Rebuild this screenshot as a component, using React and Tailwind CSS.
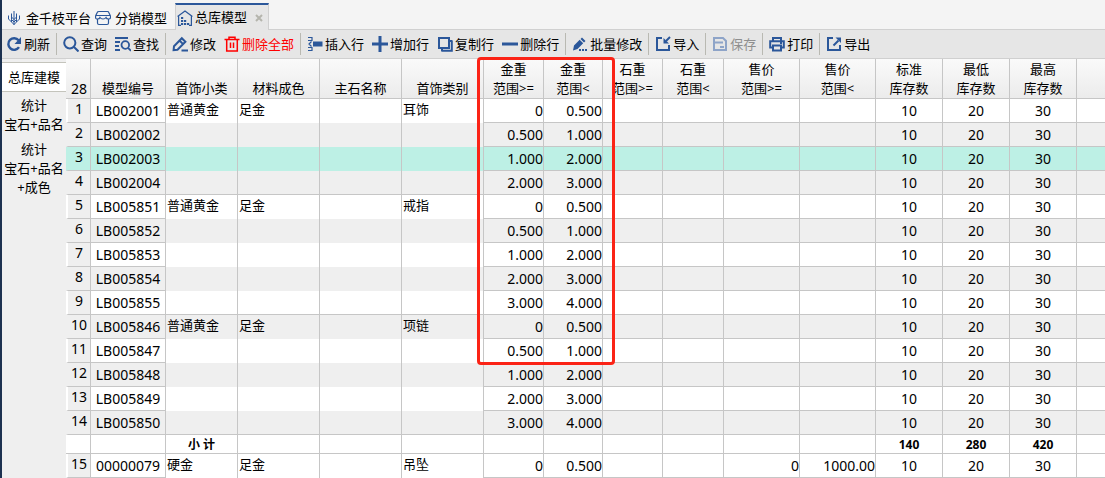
import React from "react";

const BLUE = "#2b579a";

// All icons share a 16px box
const Icon = ({ children, color = BLUE, width = 2 }) => (
  <svg
    viewBox="0 0 16 16"
    className="h-4 w-4 shrink-0"
    fill="none"
    stroke={color}
    strokeWidth={width}
    aria-hidden="true"
  >
    {children}
  </svg>
);

const BranchIcon = () => (
  <Icon width={1}>
    <path d="M8 1v14M5.500 3.500v3.500L8 9.500 10.500 7v-3.500M5.500 7v2.500L8 12l2.500-2.500V7M2.500 5.500V9l3 3M13.500 5.500V9l-3 3M5.500 9.500V12L8 14.500l2.500-2.500V9.500" />
  </Icon>
);

const ShopIcon = () => (
  <Icon width={1.2}>
    <path d="M4 1.500h8.500q1 0 1.300 1L15.500 6v1.500q0 1.500-2 1.500t-2.500-1.500Q10 9 8 9T5 7.500Q4.500 9 2.500 9T.6 7.500V6l1.600-3.500q.3-1 1.800-1zM1 5.500h14M2.500 9v4q0 1.500 1.500 1.500h8q1.500 0 1.500-1.500V9" />
  </Icon>
);

const WarehouseIcon = () => (
  <Icon width={1.2}>
    <path d="M.6 6.500 8 1l7.400 5.500M1.600 6v9.400H4M14.400 6v9.400H12" />
    <path d="M4 7h2.200v2H4zM4 10h2.200v2H4zM4 13h2.200v2H4zM7 10h2.200v2H7zM7 13h2.200v2H7zM10 13h2.200v2H10z" fill={BLUE} stroke="none" />
  </Icon>
);

const RefreshIcon = () => (
  <Icon width={2.4}>
    <path d="M13 11.200A5.800 5.800 0 1 1 12.600 4.300" />
    <path d="M15 1v7H8.500z" fill={BLUE} stroke="none" />
  </Icon>
);

const SearchIcon = () => (
  <Icon>
    <circle cx="6.800" cy="6.800" r="5.600" />
    <path d="m11 11 4.500 4.500" />
  </Icon>
);

const FindIcon = () => (
  <Icon width={1.800}>
    <path d="M0 2h13M0 6h5M0 10h4M0 14h5" />
    <circle cx="10.300" cy="9" r="3.800" />
    <path d="m13 11.800 3 3" />
  </Icon>
);

const EditIcon = () => (
  <Icon width={2}>
    <path d="M1.600 14.200 2 10.200 9.800 2.200l3.600 3.600-7.900 7.900zM7.500 4.500l3.600 3.600M9.500 14.600H16" />
  </Icon>
);

const TrashIcon = () => (
  <Icon color="#ff0000" width={1.500}>
    <path d="M.5 3.500h15M5 3.500V1.200h6v2.300M2.700 3.500v11.500h10.600V3.500M6.500 6.500v5.500M9.500 6.500v5.500" />
  </Icon>
);

const InsertIcon = () => (
  <Icon width={1.200}>
    <path d="M1 1.500h4v3H1M1 14.500h4v-3H1M4.500 5.500 2 8l2.500 2.500" />
    <path d="M6 5.500h9.500v5H6z" fill={BLUE} stroke="none" />
  </Icon>
);

const PlusIcon = () => (
  <Icon width={3}>
    <path d="M8 0v16M0 8h16" />
  </Icon>
);

const CopyIcon = () => (
  <Icon width={2}>
    <path d="M2 2h10v10H2zM14.800 5v9.800H5M12 5h3.500M5 12v3.500" />
  </Icon>
);

const MinusIcon = () => (
  <Icon width={3}>
    <path d="M0 8h16" />
  </Icon>
);

const BatchIcon = () => (
  <Icon>
    <path d="M10 1.500 13.500 5 12 6.500 8.500 3zM7.700 3.800l3.500 3.500L5.500 13 1 14.500l1-5z" fill={BLUE} stroke="none" />
    <path d="M7 14h9" strokeDasharray="2 1" />
  </Icon>
);

const ImportIcon = () => (
  <Icon width={2}>
    <path d="M7 2H2v12h12V9" />
    <path d="m15 1-4 4" />
    <path d="M8.500 2v5.500H14z" fill={BLUE} stroke="none" />
  </Icon>
);

const SaveIcon = () => (
  <Icon color="#8ea4c8" width={2}>
    <path d="M2 2h9l3 3v9H2zM2 6.500h9" />
    <path d="M8 10h4v2H8z" fill="#8ea4c8" stroke="none" />
  </Icon>
);

const PrintIcon = () => (
  <Icon width={2}>
    <path d="M4 5V2h8v3M4 11.500H1.200V5.200h13.600v6.300H12M4 9.500h8v5H4z" />
    <path d="M11 7h2" />
  </Icon>
);

const ExportIcon = () => (
  <Icon width={2}>
    <path d="M7 2H2v12h12V9" />
    <path d="m7.500 9.500 5-5" />
    <path d="M9.500 1.500H15V7z" fill={BLUE} stroke="none" />
  </Icon>
);

// Toolbar buttons, a separator is drawn between groups
const toolbar = [
  [{ label: "刷新", icon: RefreshIcon }],
  [
    { label: "查询", icon: SearchIcon },
    { label: "查找", icon: FindIcon },
  ],
  [
    { label: "修改", icon: EditIcon },
    { label: "删除全部", icon: TrashIcon, danger: true },
  ],
  [
    { label: "插入行", icon: InsertIcon },
    { label: "增加行", icon: PlusIcon },
    { label: "复制行", icon: CopyIcon },
    { label: "删除行", icon: MinusIcon },
  ],
  [{ label: "批量修改", icon: BatchIcon }],
  [{ label: "导入", icon: ImportIcon }],
  [{ label: "保存", icon: SaveIcon, disabled: true }],
  [{ label: "打印", icon: PrintIcon }],
  [{ label: "导出", icon: ExportIcon }],
];

const columns = [
  { lines: ["28"], col: "w-[25px]" },
  { lines: ["模型编号"], col: "w-[75px]" },
  { lines: ["首饰小类"], col: "w-[72px]" },
  { lines: ["材料成色"], col: "w-[82px]" },
  { lines: ["主石名称"], col: "w-[82px]" },
  { lines: ["首饰类别"], col: "w-[82px]" },
  { lines: ["金重", "范围>="], col: "w-[60px]" },
  { lines: ["金重", "范围<"], col: "w-[59px]" },
  { lines: ["石重", "范围>="], col: "w-[60px]" },
  { lines: ["石重", "范围<"], col: "w-[61px]" },
  { lines: ["售价", "范围>="], col: "w-[76px]" },
  { lines: ["售价", "范围<"], col: "w-[76px]" },
  { lines: ["标准", "库存数"], col: "w-[67px]" },
  { lines: ["最低", "库存数"], col: "w-[67px]" },
  { lines: ["最高", "库存数"], col: "w-[67px]" },
  { lines: [""], col: "" },
];

// group: [首饰小类, 材料成色, 主石名称, 首饰类别], end: last row of its group
const rows = [
  { no: 1, code: "LB002001", group: ["普通黄金", "足金", "", "耳饰"], from: "0", to: "0.500" },
  { no: 2, code: "LB002002", from: "0.500", to: "1.000" },
  { no: 3, code: "LB002003", from: "1.000", to: "2.000", selected: true },
  { no: 4, code: "LB002004", from: "2.000", to: "3.000", end: true },
  { no: 5, code: "LB005851", group: ["普通黄金", "足金", "", "戒指"], from: "0", to: "0.500" },
  { no: 6, code: "LB005852", from: "0.500", to: "1.000" },
  { no: 7, code: "LB005853", from: "1.000", to: "2.000" },
  { no: 8, code: "LB005854", from: "2.000", to: "3.000" },
  { no: 9, code: "LB005855", from: "3.000", to: "4.000", end: true },
  { no: 10, code: "LB005846", group: ["普通黄金", "足金", "", "项链"], from: "0", to: "0.500" },
  { no: 11, code: "LB005847", from: "0.500", to: "1.000" },
  { no: 12, code: "LB005848", from: "1.000", to: "2.000" },
  { no: 13, code: "LB005849", from: "2.000", to: "3.000" },
  { no: 14, code: "LB005850", from: "3.000", to: "4.000", end: true },
  { subtotal: true, totals: ["140", "280", "420"] },
  { no: 15, code: "00000079", group: ["硬金", "足金", "", "吊坠"], from: "0", to: "0.500", priceFrom: "0", priceTo: "1000.00" },
];

const Tabs = () => (
  <nav className="flex h-[30px] items-end border-b border-[#d0d0d0] bg-[#f4f4f4] pl-1">
    <a href="#platform" className="flex h-[22px] items-center gap-1 pr-1">
      <BranchIcon />
      金千枝平台
    </a>
    <a href="#distribution" className="flex h-[22px] items-center gap-1">
      <ShopIcon />
      分销模型
    </a>
    <div className="-mb-px ml-2 flex h-[27px] items-center border-x border-t-2 border-x-[#d0d0d0] border-t-[#2b579a] bg-[#e6e6e6] px-px">
      <a href="#models" className="flex items-center gap-0.5" aria-current="page">
        <WarehouseIcon />
        总库模型
      </a>
      <button type="button" aria-label="关闭" className="ml-1 flex h-4 w-4 items-center justify-center">
        <svg viewBox="0 0 8 8" className="h-2 w-2" stroke="#b5b5ad" strokeWidth="2">
          <path d="m1 1 6 6M7 1 1 7" />
        </svg>
      </button>
    </div>
  </nav>
);

const Toolbar = () => (
  <div className="flex h-[29px] items-center border-b border-[#d0d0d0] bg-[#e6e6e6]">
    {toolbar.map((group, i) => (
      <div
        key={i}
        className={`flex h-[22px] items-center gap-2 pr-1.5 ${i === 0 ? "pl-1" : "border-l border-[#b9b9b2] pl-1.5"}`}
      >
        {group.map(({ label, icon: ItemIcon, danger, disabled }) => (
          <button
            key={label}
            type="button"
            disabled={disabled}
            className={`flex shrink-0 items-center gap-0.5 whitespace-nowrap ${
              danger ? "text-[#ff0000]" : disabled ? "text-[#8f8f8f]" : ""
            }`}
          >
            <ItemIcon />
            {label}
          </button>
        ))}
      </div>
    ))}
  </div>
);

const Sidebar = () => (
  <aside className="w-16 shrink-0 pt-[3px] text-center leading-[19px]">
    <a href="#build" className="flex h-[30px] items-center justify-center border-y border-[#c4c4bc] bg-white">
      总库建模
    </a>
    <a href="#by-name" className="block whitespace-nowrap pt-1">
      统计
      <br />
      宝石+品名
    </a>
    <a href="#by-quality" className="block whitespace-nowrap pt-1.5">
      统计
      <br />
      宝石+品名
      <br />
      +成色
    </a>
  </aside>
);

const line = "border-r border-b border-[#c6c6c6]";
const cell = "border-r border-b border-[#c6c6c6] text-sm/[19px]";

const Row = ({ row }) => {
  const { no, code, from, to, group, end, selected, subtotal, totals, priceFrom, priceTo } = row;

  if (subtotal) {
    return (
      <tr className="h-[19px] bg-white text-xs/[17px] font-bold">
        <td className={line}></td>
        <td className={line}></td>
        <td className={`${line} pt-px text-center`}>小 计</td>
        {[...Array(9)].map((_, i) => (
          <td key={i} className={line}></td>
        ))}
        {totals.map((total) => (
          <td key={total} className={`${line} pt-px text-center`}>{total}</td>
        ))}
        <td className="border-b border-[#c6c6c6]"></td>
      </tr>
    );
  }

  const bg = selected ? "bg-[#bdf0e5]" : no % 2 ? "bg-white" : "bg-[#efefef]";
  const edge = selected ? "border-l-[#bdf0e5]" : no % 2 ? "border-l-white bg-[#efefef]" : "border-l-[#efefef]";

  return (
    <tr className={`h-6 ${bg}`}>
      <th scope="row" className={`${line} border-l-2 ${edge} pb-1 text-center text-sm/[19px] font-normal`}>
        {no}
      </th>
      <td className={`${cell} text-center`}>{code}</td>
      {[0, 1, 2, 3].map((i) => (
        <td key={i} className={`border-r border-[#c6c6c6] ${end ? "border-b" : ""} whitespace-nowrap pb-1 pl-px`}>
          {group ? group[i] : ""}
        </td>
      ))}
      <td className={`${cell} text-right`}>{from}</td>
      <td className={`${cell} text-right`}>{to}</td>
      <td className={cell}></td>
      <td className={cell}></td>
      <td className={`${cell} text-right`}>{priceFrom}</td>
      <td className={`${cell} text-right`}>{priceTo}</td>
      <td className={`${cell} text-center`}>10</td>
      <td className={`${cell} text-center`}>20</td>
      <td className={`${cell} text-center`}>30</td>
      <td className="border-b border-[#c6c6c6]"></td>
    </tr>
  );
};

const ModelTable = () => (
  <div className="relative min-w-0 flex-1">
    <table className="w-full table-fixed border-separate border-spacing-0 leading-[19px]">
      <colgroup>
        {columns.map((column, i) => (
          <col key={i} className={column.col} />
        ))}
      </colgroup>
      <thead>
        <tr className="h-10 bg-linear-to-b from-[#fafafa] to-[#ebebeb]">
          {columns.map((column, i) => (
            <th
              key={i}
              scope="col"
              className={`border-r border-b border-[#c6c6c6] whitespace-nowrap pt-px text-center align-bottom font-normal last:border-r-0 ${
                i === 0 ? "pl-0.5 text-sm/[19px]" : ""
              }`}
            >
              {column.lines.map((text, j) => (
                <span key={j} className="block">{text}</span>
              ))}
            </th>
          ))}
        </tr>
      </thead>
      <tbody>
        {rows.map((row, i) => (
          <Row key={i} row={row} />
        ))}
      </tbody>
    </table>

    {/* Marks the gold weight range */}
    <div className="pointer-events-none absolute -top-0.5 left-[411px] h-[308px] w-[138px] rounded border-3 border-[#fb2316]"></div>
  </div>
);

export default function App() {
  return (
    <div className="min-h-screen border-l-2 border-[#1c3150] bg-[#efefef] font-['Noto_Sans','Noto_Sans_CJK_SC',sans-serif] text-[13px] leading-[19px] text-black">
      <Tabs />
      <Toolbar />
      <main className="flex">
        <Sidebar />
        <ModelTable />
      </main>
    </div>
  );
}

*Task to carry out*
Pull every line containing "React" out of the data above.

*Task response*
Rebuild this screenshot as a component, using React and Tailwind CSS.
import React from "react";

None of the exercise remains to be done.